* WORK TO BE COMPLETED
Quote the whole listing exactly. Leave the pictures out of your copy.

* DATA SHOWN
------------------------------------------------------------

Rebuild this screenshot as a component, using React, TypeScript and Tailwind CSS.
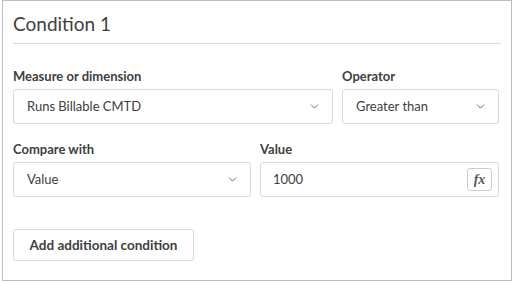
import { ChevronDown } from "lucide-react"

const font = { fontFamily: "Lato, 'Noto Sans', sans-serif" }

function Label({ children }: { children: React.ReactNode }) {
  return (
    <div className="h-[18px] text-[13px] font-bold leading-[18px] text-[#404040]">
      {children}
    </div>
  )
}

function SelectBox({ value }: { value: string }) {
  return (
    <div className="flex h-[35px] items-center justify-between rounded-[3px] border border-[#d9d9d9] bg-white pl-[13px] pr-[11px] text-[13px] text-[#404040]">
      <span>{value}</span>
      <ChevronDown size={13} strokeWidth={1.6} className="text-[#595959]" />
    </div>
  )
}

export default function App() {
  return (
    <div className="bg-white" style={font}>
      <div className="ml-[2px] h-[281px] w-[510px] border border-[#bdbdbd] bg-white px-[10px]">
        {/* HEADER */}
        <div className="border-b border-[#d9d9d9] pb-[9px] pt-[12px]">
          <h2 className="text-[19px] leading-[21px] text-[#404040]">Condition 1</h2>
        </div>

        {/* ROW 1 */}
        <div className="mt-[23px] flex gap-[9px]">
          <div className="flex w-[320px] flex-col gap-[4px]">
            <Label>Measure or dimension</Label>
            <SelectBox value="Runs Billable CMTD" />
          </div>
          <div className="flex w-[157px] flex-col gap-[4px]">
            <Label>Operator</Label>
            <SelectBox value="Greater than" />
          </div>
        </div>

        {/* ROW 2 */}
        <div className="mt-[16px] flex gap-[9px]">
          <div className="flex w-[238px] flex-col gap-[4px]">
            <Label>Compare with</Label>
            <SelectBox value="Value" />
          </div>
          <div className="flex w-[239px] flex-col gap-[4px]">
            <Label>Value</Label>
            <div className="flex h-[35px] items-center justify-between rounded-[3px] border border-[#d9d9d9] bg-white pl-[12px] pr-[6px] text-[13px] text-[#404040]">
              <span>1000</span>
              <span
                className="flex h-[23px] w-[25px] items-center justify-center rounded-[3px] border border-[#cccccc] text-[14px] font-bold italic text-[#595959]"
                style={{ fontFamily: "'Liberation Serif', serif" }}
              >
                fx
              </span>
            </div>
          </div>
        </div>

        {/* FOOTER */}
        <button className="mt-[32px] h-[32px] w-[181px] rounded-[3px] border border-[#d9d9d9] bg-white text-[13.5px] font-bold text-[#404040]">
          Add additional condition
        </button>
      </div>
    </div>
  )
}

------------------------------------------------------------

* ANSWER TO THE TASK
Rebuild this screenshot as a component, using React, TypeScript and Tailwind CSS.
import { ChevronDown } from "lucide-react"

const font = { fontFamily: "Lato, 'Noto Sans', sans-serif" }

function Label({ children }: { children: React.ReactNode }) {
  return (
    <div className="h-[18px] text-[13px] font-bold leading-[18px] text-[#404040]">
      {children}
    </div>
  )
}

function SelectBox({ value }: { value: string }) {
  return (
    <div className="flex h-[35px] items-center justify-between rounded-[3px] border border-[#d9d9d9] bg-white pl-[13px] pr-[11px] text-[13px] text-[#404040]">
      <span>{value}</span>
      <ChevronDown size={13} strokeWidth={1.6} className="text-[#595959]" />
    </div>
  )
}

export default function App() {
  return (
    <div className="bg-white" style={font}>
      <div className="ml-[2px] h-[281px] w-[510px] border border-[#bdbdbd] bg-white px-[10px]">
        {/* HEADER */}
        <div className="border-b border-[#d9d9d9] pb-[9px] pt-[12px]">
          <h2 className="text-[19px] leading-[21px] text-[#404040]">Condition 1</h2>
        </div>

        {/* ROW 1 */}
        <div className="mt-[23px] flex gap-[9px]">
          <div className="flex w-[320px] flex-col gap-[4px]">
            <Label>Measure or dimension</Label>
            <SelectBox value="Runs Billable CMTD" />
          </div>
          <div className="flex w-[157px] flex-col gap-[4px]">
            <Label>Operator</Label>
            <SelectBox value="Greater than" />
          </div>
        </div>

        {/* ROW 2 */}
        <div className="mt-[16px] flex gap-[9px]">
          <div className="flex w-[238px] flex-col gap-[4px]">
            <Label>Compare with</Label>
            <SelectBox value="Value" />
          </div>
          <div className="flex w-[239px] flex-col gap-[4px]">
            <Label>Value</Label>
            <div className="flex h-[35px] items-center justify-between rounded-[3px] border border-[#d9d9d9] bg-white pl-[12px] pr-[6px] text-[13px] text-[#404040]">
              <span>1000</span>
              <span
                className="flex h-[23px] w-[25px] items-center justify-center rounded-[3px] border border-[#cccccc] text-[14px] font-bold italic text-[#595959]"
                style={{ fontFamily: "'Liberation Serif', serif" }}
              >
                fx
              </span>
            </div>
          </div>
        </div>

        {/* FOOTER */}
        <button className="mt-[32px] h-[32px] w-[181px] rounded-[3px] border border-[#d9d9d9] bg-white text-[13.5px] font-bold text-[#404040]">
          Add additional condition
        </button>
      </div>
    </div>
  )
}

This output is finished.